Kyaukme telah membayar harga yang mahal. Sebagian besar kota telah diratakan oleh serangan udara harian yang dilancarkan militer saat kota itu berada di bawah kendali TNLA. Jet angkatan udara menjatuhkan bom 500 pon, sementara artileri dan drone menghantam posisi pemberontak di luar kota. Sebagian besar penduduk mengungsi dari kota, meskipun mereka mulai kembali sekarang setelah militer merebutnya kembali.
“Pertempuran berat terjadi setiap hari, di Kyaukme dan Hsipaw,” kata Tar Parn La, juru bicara TNLA, kepada BBC awal bulan ini. “Tahun ini militer memiliki lebih banyak prajurit, lebih banyak senjata berat, dan lebih banyak kekuatan udara.

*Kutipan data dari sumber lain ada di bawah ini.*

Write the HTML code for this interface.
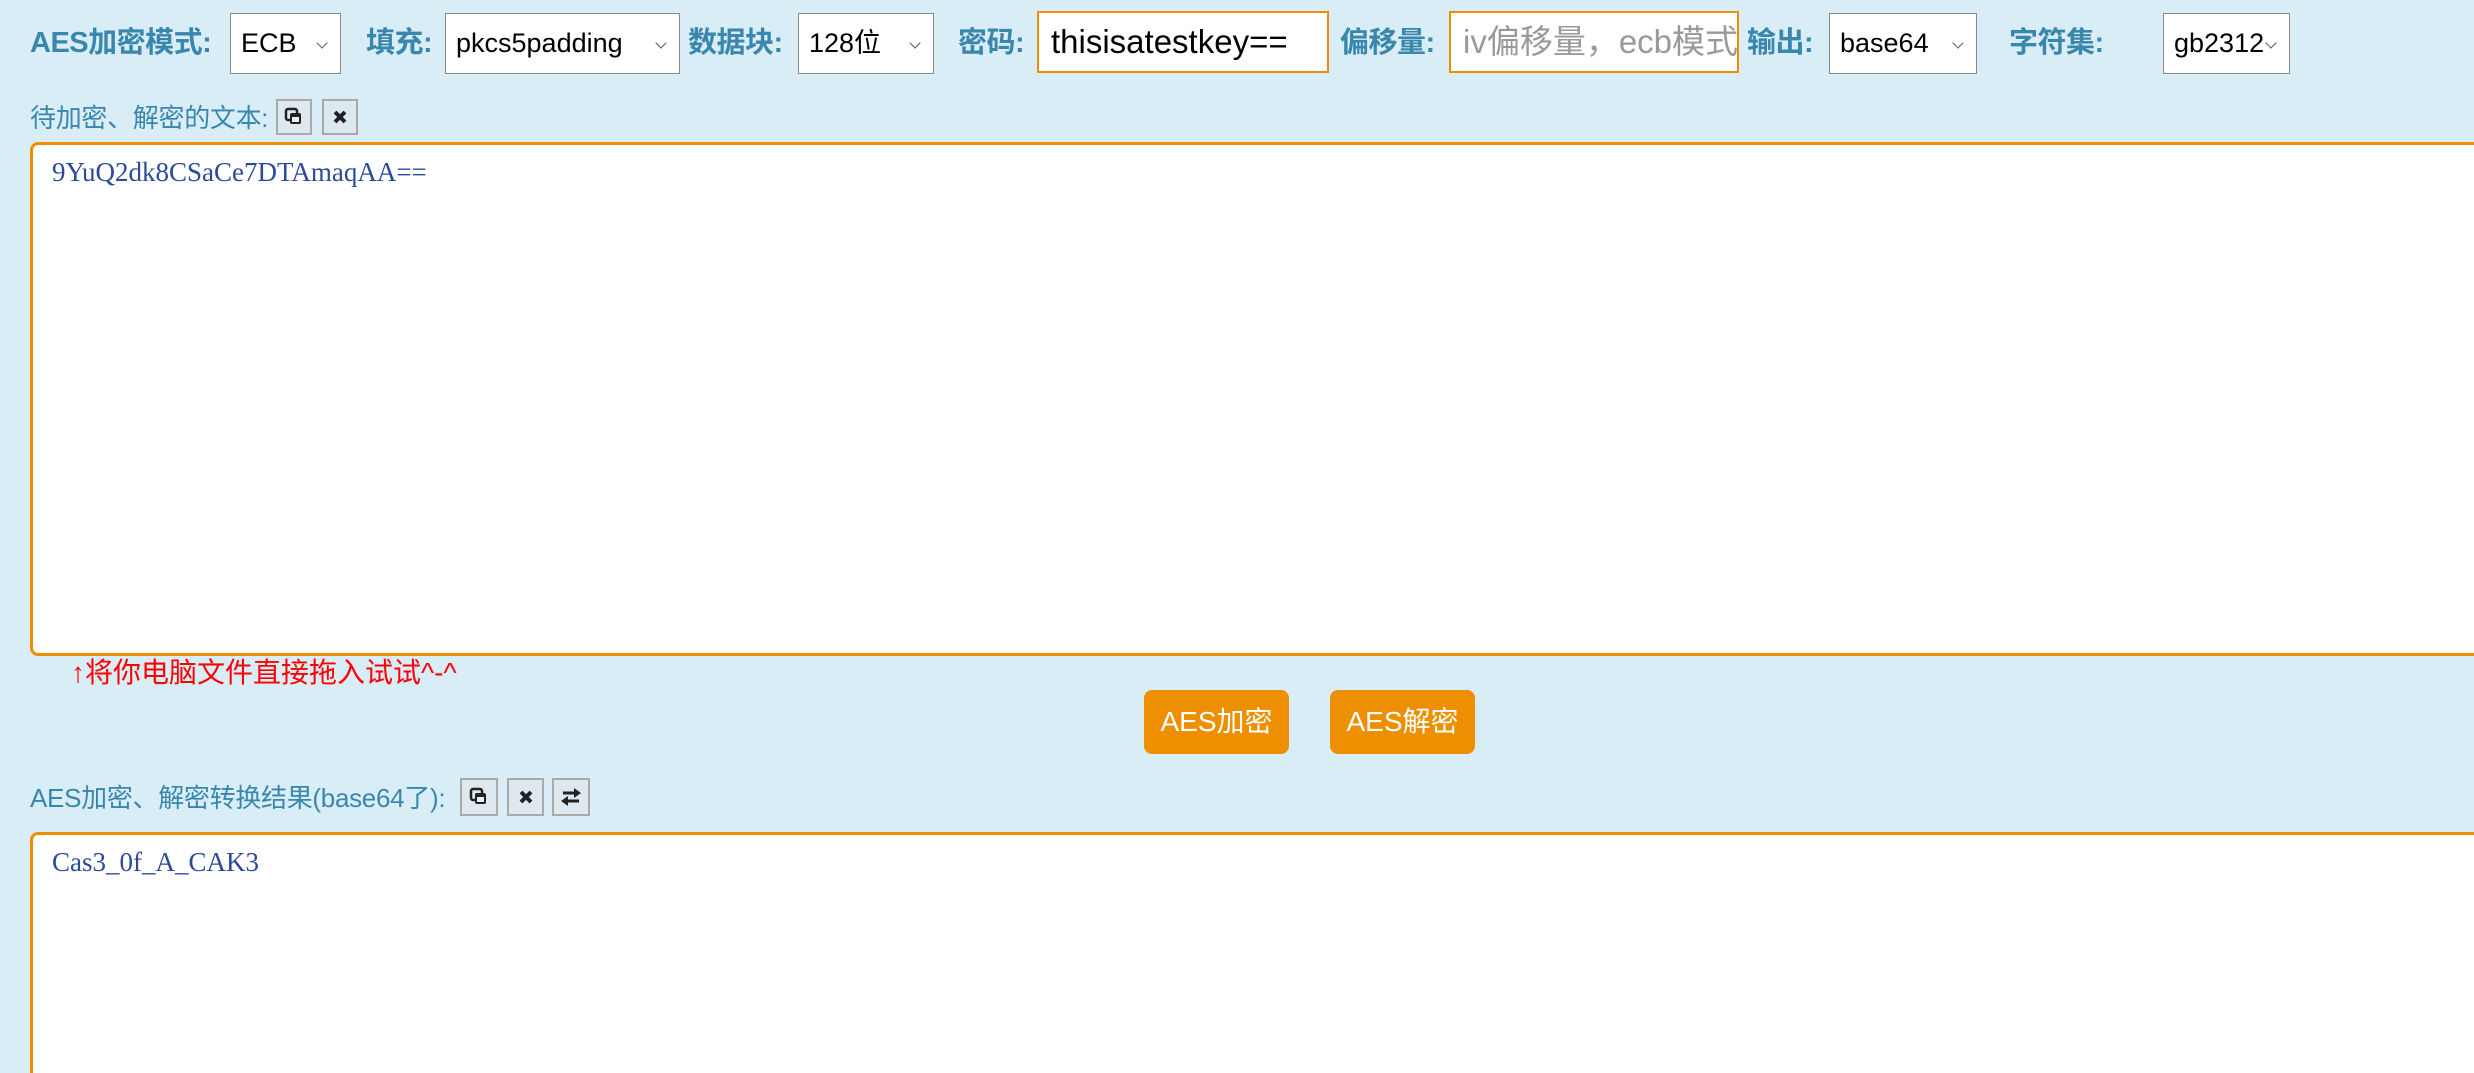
<!DOCTYPE html>
<html><head><meta charset="utf-8"><style>
html,body{margin:0;width:2474px;height:1073px;overflow:hidden}
body{background:#d9edf7;font-family:"Liberation Sans","Noto Sans CJK SC",sans-serif;position:relative}
.a{position:absolute}
.lb{position:absolute;color:#3a87ad;font-weight:bold;font-size:29px;line-height:61px;top:13px;letter-spacing:-0.5px}
.sel{position:absolute;top:13px;background:#fff;border:1px solid #888;font-size:27px;line-height:59px;padding-left:10px;box-sizing:border-box;height:61px;color:#000}
.sel:after{content:"";position:absolute;right:14px;top:25px;width:7px;height:7px;border-right:1.5px solid #555;border-bottom:1.5px solid #555;transform:rotate(45deg)}
.inp{position:absolute;top:11px;height:62px;border:2px solid #eb8f00;background:#fff;box-sizing:border-box;font-size:33px;line-height:58px;padding-left:12px;overflow:hidden;white-space:nowrap}
.sm{position:absolute;color:#3a87ad;font-size:26px;line-height:38px;letter-spacing:-0.3px}
.ic{position:absolute;width:36px;height:36px;border:2px solid #aaa;box-sizing:border-box;background:#dde9ef}
.ta{position:absolute;left:30px;width:2500px;background:#fff;border:3px solid #eb8f00;border-radius:8px;box-sizing:border-box}
.tt{position:absolute;left:52px;font-family:"Liberation Serif",serif;font-size:27px;color:#2a4a9a}
.btn{position:absolute;top:690px;height:64px;width:145px;background:#ed8f00;border-radius:8px;color:#fff;font-size:28px;line-height:64px;text-align:center}
</style></head><body>
<div class="lb" style="left:30px">AES加密模式:</div>
<div class="sel" style="left:230px;width:111px">ECB</div>
<div class="lb" style="left:366px">填充:</div>
<div class="sel" style="left:445px;width:235px">pkcs5padding</div>
<div class="lb" style="left:688px">数据块:</div>
<div class="sel" style="left:798px;width:136px">128位</div>
<div class="lb" style="left:958px">密码:</div>
<div class="inp" style="left:1037px;width:292px">thisisatestkey==</div>
<div class="lb" style="left:1340px">偏移量:</div>
<div class="inp" style="left:1449px;width:290px;color:#999">iv偏移量，ecb模式不用</div>
<div class="lb" style="left:1747px">输出:</div>
<div class="sel" style="left:1829px;width:148px">base64</div>
<div class="lb" style="left:2009px">字符集:</div>
<div class="sel" style="left:2163px;width:127px">gb2312</div>

<div class="sm" style="left:30px;top:99px">待加密、解密的文本:</div>
<div class="ic" style="left:276px;top:99px"><svg width="32" height="32" viewBox="0 0 32 32"><rect x="8" y="8" width="11" height="11" rx="2" fill="none" stroke="#222" stroke-width="2.5"/><rect x="12" y="12" width="11" height="11" rx="2" fill="#222"/><rect x="14" y="16" width="7" height="5" fill="#eee"/></svg></div>
<div class="ic" style="left:322px;top:99px"><svg width="32" height="32" viewBox="0 0 32 32"><path d="M11 11L21 21M21 11L11 21" stroke="#222" stroke-width="4"/></svg></div>
<div class="ta" style="top:142px;height:514px"></div>
<div class="tt" style="top:157px">9YuQ2dk8CSaCe7DTAmaqAA==</div>
<div class="a" style="left:71px;top:651px;color:#f00;font-size:28px">↑将你电脑文件直接拖入试试^-^</div>
<div class="btn" style="left:1144px">AES加密</div>
<div class="btn" style="left:1330px">AES解密</div>
<div class="sm" style="left:30px;top:779px">AES加密、解密转换结果(base64了):</div>
<div class="ic" style="left:460px;top:778px;height:38px;width:38px"><svg width="34" height="34" viewBox="0 0 34 34"><rect x="9" y="9" width="11" height="11" rx="2" fill="none" stroke="#222" stroke-width="2.5"/><rect x="13" y="13" width="11" height="11" rx="2" fill="#222"/><rect x="15" y="17" width="7" height="5" fill="#eee"/></svg></div>
<div class="ic" style="left:507px;top:778px;height:38px;width:37px"><svg width="33" height="34" viewBox="0 0 33 34"><path d="M12 12L22 22M22 12L12 22" stroke="#222" stroke-width="4"/></svg></div>
<div class="ic" style="left:552px;top:778px;height:38px;width:38px"><svg width="34" height="34" viewBox="0 0 34 34"><path d="M9 13H22" stroke="#222" stroke-width="3"/><path d="M20 8L27 13L20 18Z" fill="#222"/><path d="M25 21H12" stroke="#222" stroke-width="3"/><path d="M14 16L7 21L14 26Z" fill="#222"/></svg></div>
<div class="ta" style="top:832px;height:280px"></div>
<div class="tt" style="top:847px">Cas3_0f_A_CAK3</div>
</body></html>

Kami berusaha sebaik mungkin untuk mempertahankan Hsipaw.”
Sejak BBC berbicara dengannya, pasukan junta juga telah merebut kembali Hsipaw, kota terakhir yang direbut TNLA tahun lalu, mengembalikan kendalinya atas jalan menuju perbatasan Tiongkok.
Kota-kota ini terutama jatuh karena Tiongkok telah memberikan dukungan penuh kepada junta, mendukung rencananya untuk mengadakan pemilu pada bulan Desember. Rencana ini telah dikutuk secara luas karena mengecualikan Liga Nasional untuk Demokrasi pimpinan Aung San Suu Kyi, yang memenangkan pemilu terakhir namun pemerintahannya digulingkan dalam kudeta, dan karena sebagian besar Myanmar berada dalam keadaan perang saudara.

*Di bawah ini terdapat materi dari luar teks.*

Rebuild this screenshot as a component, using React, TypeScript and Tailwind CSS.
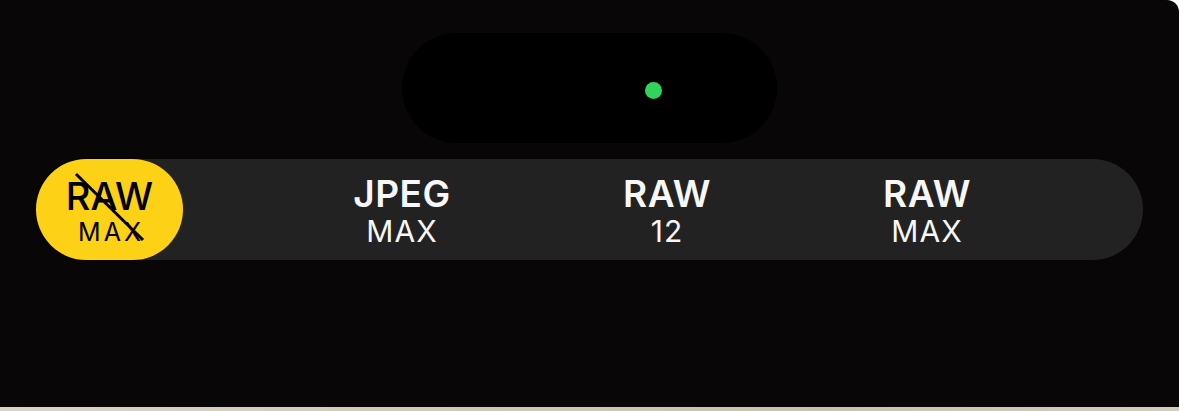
const formats = [
  { top: 'JPEG', bottom: 'MAX', ml: 'ml-[119px]' },
  { top: 'RAW', bottom: '12', ml: 'ml-[65px]' },
  { top: 'RAW', bottom: 'MAX', ml: 'ml-[60px]' },
];

const FormatLabel = ({ top, bottom }: { top: string; bottom: string }) => (
  <div className="flex flex-col items-center">
    <span className="text-[37px] leading-[30px] font-semibold tracking-[0.5px]">{top}</span>
    <span className="mt-[9px] text-[30px] leading-[26px] font-normal tracking-[1px]">{bottom}</span>
  </div>
);

const App = () => {
  return (
    <div className="w-[1179px] h-[411px] bg-white flex flex-col overflow-hidden font-['Inter','Roboto',sans-serif]">
      <div className="flex-1 bg-[#080606] rounded-tr-[12px] flex flex-col">
        {/* dynamic island */}
        <div className="mt-[33px] mx-auto w-[375px] h-[110px] rounded-full bg-black flex items-center pl-[243px] pt-[4px]">
          <div className="w-[17px] h-[17px] rounded-full bg-[#32d35a]" />
        </div>

        {/* format picker */}
        <div className="mt-[16px] ml-[36px] w-[1107px] h-[101px] rounded-full bg-[#232222] flex items-center text-[#f7f7f7]">
          <div className="relative w-[147px] h-[101px] rounded-full bg-[#fdd116] text-black flex flex-col items-center justify-center pt-[3px]">
            <span className="text-[38px] leading-[30px] font-medium">RAW</span>
            <span className="mt-[11px] text-[25px] leading-[20px] tracking-[3px] pl-[3px]">MAX</span>
            <svg className="absolute left-0 top-0" width="147" height="101" viewBox="0 0 147 101">
              <line x1="40" y1="15" x2="107" y2="81" stroke="#000" strokeWidth="3" />
            </svg>
          </div>
          {formats.map(({ top, bottom, ml }) => (
            <div key={top + bottom} className={`${ml} w-[200px] flex justify-center pt-[3px]`}>
              <FormatLabel top={top} bottom={bottom} />
            </div>
          ))}
        </div>
      </div>
      <div className="h-[4px] bg-[linear-gradient(90deg,#d9d4c4,#cfc8b2_40%,#c9c2ab_70%,#d2ccba)]" />
    </div>
  );
};

export default App;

Itulah sebabnya militer saat ini berusaha merebut kembali wilayah yang hilang sebanyak mungkin, untuk memastikan pemilu dapat berlangsung di daerah-daerah ini. Dan mereka menikmati lebih banyak kesuksesan tahun ini karena telah belajar dari kegagalan masa lalu, dan memperoleh teknologi baru yang mematikan.
Khususnya, mereka telah menanggapi keunggulan awal yang dinikmati oposisi dalam penggunaan drone murah, dengan membeli ribuan drone mereka sendiri dari Tiongkok, dan melatih unit-unit depan mereka cara menggunakannya, dengan efek yang mematikan.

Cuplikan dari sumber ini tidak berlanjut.